Soybeans, corn boosted by fund, commercial buying

Soybeans were higher on fund and commercial buying. The trade’s getting ready for USDA’s supply and demand numbers Wednesday. U.S. ending stocks should be up on the month and down on the year, while on the international side, global ending stocks may a little tighter and USDA also could lower crop guesses for South America. Soybean meal and oil were higher on spillover from beans and the fundamental implications of a smaller South American crop. Brazil’s CONAB lowered its production estimate slightly, down to 81.94 million tons. China’s National Grain and Oils Information Center, via Dow Jones Newswires, has lowered its 2012/13 soybean import estimate to 59 million tons, compared to the 2011/12 total of 59.24 million tons, and if realized, that would be the first year to year decline in soybean imports by China in nine years.

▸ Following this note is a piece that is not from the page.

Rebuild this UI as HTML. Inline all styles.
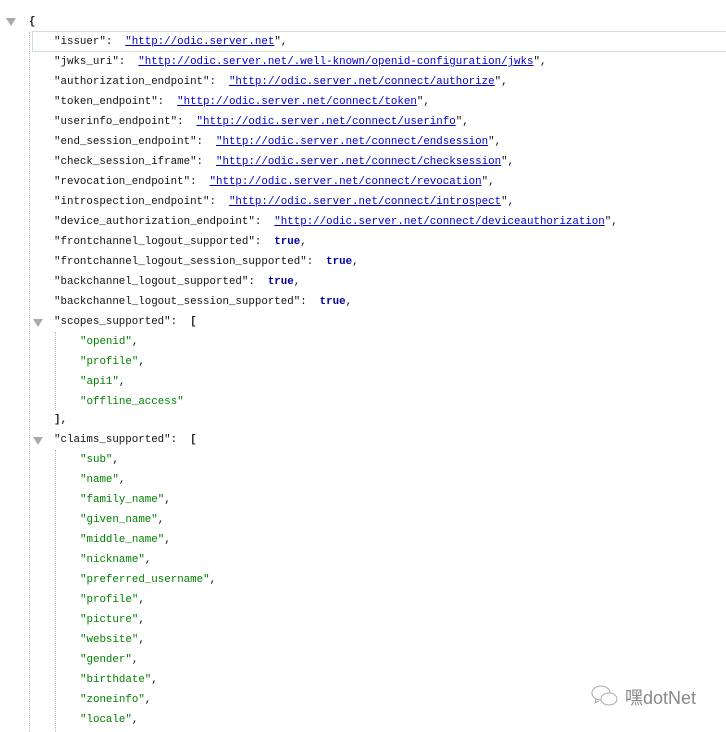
<!DOCTYPE html>
<html><head><style>
body{margin:0;background:#fff;width:726px;height:730px;overflow:hidden;position:relative;font-family:"Liberation Mono",monospace;font-size:10.8px;color:#111}
#w{position:absolute;left:0;top:2px;width:726px;height:730px}
.l{position:absolute;height:20px;line-height:20px;white-space:pre}
a{color:#0000cc;text-decoration:underline}
.t{color:#0000a0;font-weight:bold}
.g{color:#008000}
.b{font-weight:bold;color:#222}
.tri{position:absolute;width:0;height:0;border-left:5px solid transparent;border-right:5px solid transparent;border-top:8px solid #aaa}
.vd{position:absolute;border-left:1px dotted #bbb;width:0}
</style></head><body><div id="w">
<div class="tri" style="left:6px;top:16px"></div>
<div class="l b" style="left:29px;top:10px">{</div>
<div class="vd" style="left:29px;top:30px;height:700px"></div>
<div style="position:absolute;left:32px;top:29px;width:700px;height:19px;border:1px solid #cfe0cf;border-right:none"></div>
<div class="l" style="left:54px;top:30px">"issuer":  <a>"http://odic.server.net</a>",</div>
<div class="l" style="left:54px;top:50px">"jwks_uri":  <a>"http://odic.server.net/.well-known/openid-configuration/jwks</a>",</div>
<div class="l" style="left:54px;top:70px">"authorization_endpoint":  <a>"http://odic.server.net/connect/authorize</a>",</div>
<div class="l" style="left:54px;top:90px">"token_endpoint":  <a>"http://odic.server.net/connect/token</a>",</div>
<div class="l" style="left:54px;top:110px">"userinfo_endpoint":  <a>"http://odic.server.net/connect/userinfo</a>",</div>
<div class="l" style="left:54px;top:130px">"end_session_endpoint":  <a>"http://odic.server.net/connect/endsession</a>",</div>
<div class="l" style="left:54px;top:150px">"check_session_iframe":  <a>"http://odic.server.net/connect/checksession</a>",</div>
<div class="l" style="left:54px;top:170px">"revocation_endpoint":  <a>"http://odic.server.net/connect/revocation</a>",</div>
<div class="l" style="left:54px;top:190px">"introspection_endpoint":  <a>"http://odic.server.net/connect/introspect</a>",</div>
<div class="l" style="left:54px;top:210px">"device_authorization_endpoint":  <a>"http://odic.server.net/connect/deviceauthorization</a>",</div>
<div class="l" style="left:54px;top:230px">"frontchannel_logout_supported":  <span class="t">true</span>,</div>
<div class="l" style="left:54px;top:250px">"frontchannel_logout_session_supported":  <span class="t">true</span>,</div>
<div class="l" style="left:54px;top:270px">"backchannel_logout_supported":  <span class="t">true</span>,</div>
<div class="l" style="left:54px;top:290px">"backchannel_logout_session_supported":  <span class="t">true</span>,</div>
<div class="tri" style="left:33px;top:317px"></div>
<div class="l" style="left:54px;top:310px">"scopes_supported":  <span class="b">[</span></div>
<div class="vd" style="left:55px;top:330px;height:78px"></div>
<div class="l g" style="left:80px;top:330px">"openid"<span style="color:#111">,</span></div>
<div class="l g" style="left:80px;top:350px">"profile"<span style="color:#111">,</span></div>
<div class="l g" style="left:80px;top:370px">"api1"<span style="color:#111">,</span></div>
<div class="l g" style="left:80px;top:390px">"offline_access"</div>
<div class="l b" style="left:54px;top:408px">],</div>
<div class="tri" style="left:33px;top:435px"></div>
<div class="l" style="left:54px;top:428px">"claims_supported":  <span class="b">[</span></div>
<div class="vd" style="left:55px;top:448px;height:282px"></div>
<div class="l g" style="left:80px;top:448px">"sub"<span style="color:#111">,</span></div>
<div class="l g" style="left:80px;top:468px">"name"<span style="color:#111">,</span></div>
<div class="l g" style="left:80px;top:488px">"family_name"<span style="color:#111">,</span></div>
<div class="l g" style="left:80px;top:508px">"given_name"<span style="color:#111">,</span></div>
<div class="l g" style="left:80px;top:528px">"middle_name"<span style="color:#111">,</span></div>
<div class="l g" style="left:80px;top:548px">"nickname"<span style="color:#111">,</span></div>
<div class="l g" style="left:80px;top:568px">"preferred_username"<span style="color:#111">,</span></div>
<div class="l g" style="left:80px;top:588px">"profile"<span style="color:#111">,</span></div>
<div class="l g" style="left:80px;top:608px">"picture"<span style="color:#111">,</span></div>
<div class="l g" style="left:80px;top:628px">"website"<span style="color:#111">,</span></div>
<div class="l g" style="left:80px;top:648px">"gender"<span style="color:#111">,</span></div>
<div class="l g" style="left:80px;top:668px">"birthdate"<span style="color:#111">,</span></div>
<div class="l g" style="left:80px;top:688px">"zoneinfo"<span style="color:#111">,</span></div>
<div class="l g" style="left:80px;top:708px">"locale"<span style="color:#111">,</span></div>
</div>
<svg style="position:absolute;left:590px;top:684px" width="30" height="26" viewBox="0 0 30 26" fill="none" stroke="#aaa" stroke-width="1"><ellipse cx="11" cy="9" rx="9" ry="7"/><ellipse cx="19" cy="15" rx="8" ry="6" fill="#fff"/><path d="M6 15l-1 4 4-2"/></svg>
<div style="position:absolute;left:625px;top:688px;font-family:'Liberation Sans','Noto Sans CJK SC',sans-serif;font-size:18px;color:#888;line-height:20px">嘿dotNet</div>
</body></html>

Corn was higher on commercial and fund buying. Planting is off to a slow start in many areas with rain in the Midwest and heavy snow in South Dakota and Nebraska. Ahead of the USDA numbers, U.S. ending stocks should be above last month but below last year. USDA will also be updating world ending stocks and South American production numbers with CONAB projecting Brazil’s total corn crop at 77.45 million tons. Ethanol futures were higher.

The wheat complex was mixed. Chicago was down on the comparatively good shape of the soft red winter crop with the overall winter crop rating up on the week. Also, China did buy U.S. soft red winter, 700,000 tons according to Dow Jones Newswires, but it wasn’t as much as had been expected and it was over the course of several weeks, not all at once. Kansas City was up, focused on snow and a possible freeze for the already struggling hard red winter crop. European wheat was lower on that slight week to week improvement in the U.S. winter wheat condition rating. South Korea’s Major Feedmill Group bought 55,000 tons of optional origin wheat and Japan is tendering for 120,108 tons of milling wheat (32,877 tons U.S. hard red winter, 24,551 tons Canadian western red spring, 22,373 tons U.S. dark northern spring, 20,462 tons Australian standard white, and 19,845 tons U.S. western white). According to Russia’s Ag Ministry, grain exports for the current marketing year are 14.147 million tons, 37% than the same period last year.